Aside from the great value of the quadruplex, saving millions of dollars, for a share in
which Edison received $30,000, the automatic itself is described as of considerable utility
by Sir William Thomson in his juror report at the Centennial Exposition of 1876,
recommending it for award. This leading physicist of his age, afterward Lord Kelvin, was
an adept in telegraphy, having made the ocean cable talk, and he saw in Edison's
"American Automatic," as exhibited by the Atlantic & Pacific company, a most
meritorious and useful system. With the aid of Mr. E. H. Johnson he made exhaustive
tests, carrying away with him to Glasgow University the surprising records that he
obtained. His official report closes thus: "The electromagnetic shunt with soft iron core,
invented by Mr. Edison, utilizing Professor Henry's discovery of electromagnetic
induction in a single circuit to produce a momentary reversal of the line current at the
instant when the battery is thrown off and so cut off the chemical marks sharply at the
proper instant, is the electrical secret of the great speed he has achieved. The main
peculiarities of Mr. Edison's automatic telegraph shortly stated in conclusion are: (1) the
perforator; (2) the contact- maker; (3) the electromagnetic shunt; and (4) the ferric
cyanide of iron solution. It deserves award as a very important step in land telegraphy."
The attitude thus disclosed toward Mr. Edison's work was never changed, except that
admiration grew as fresh inventions were brought forward. To the day of his death Lord
Kelvin remained on terms of warmest friendship with his American co-laborer, with
whose genius he thus first became acquainted at Philadelphia in the environment of
Franklin.
It is difficult to give any complete idea of the activity maintained at the Newark shops
during these anxious, harassed years, but the statement that at one time no fewer than
forty-five different inventions were being worked upon, will furnish some notion of the
incandescent activity of the inventor and his assistants. The hours were literally endless;
and upon one occasion, when the order was in hand for a large quantity of stock tickers,
Edison locked his men in until the job had been finished of making the machine perfect,
and "all the bugs taken out," which meant sixty hours of unintermitted struggle with the
difficulties.
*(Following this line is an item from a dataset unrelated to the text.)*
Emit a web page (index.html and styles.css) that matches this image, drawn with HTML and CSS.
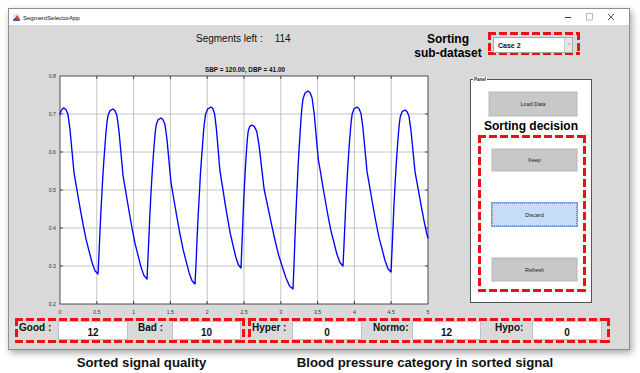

Nor were the problems and inventions all connected with telegraphy. On the
contrary, Edison's mind welcomed almost any new suggestion as a relief from the regular
work in hand. Thus: "Toward the latter part of 1875, in the Newark shop, I invented a
device for multiplying copies of letters, which I sold to Mr. A. B. Dick, of Chicago, and
in the years since it has been universally introduced throughout the world. It is called the
`Mimeograph.' I also invented devices for and introduced paraffin paper, now used
universally for wrapping up candy, etc." The mimeograph employs a pointed stylus, used
as in writing with a lead-pencil, which is moved over a kind of tough prepared paper
placed on a finely grooved steel plate. The writing is thus traced by means of a series of
minute perforations in the sheet, from which, as a stencil, hundreds of copies can be
made. Such stencils can be prepared on typewriters. Edison elaborated this principle in
two other forms--one pneumatic and one electric--the latter being in essence a
reciprocating motor. Inside the barrel of the electric pen a little plunger, carrying the
stylus, travels to and fro at a very high rate of speed, due to the attraction and repulsion of
the solenoid coils of wire surrounding it; and as the hand of the writer guides it the pen
thus makes its record in a series of very minute perforations in the paper. The current
from a small battery suffices to energize the pen, and with the stencil thus made hundreds
of copies of the document can be furnished. As a matter of fact, as many as three
thousand copies have been made from a single mimeographic stencil of this character.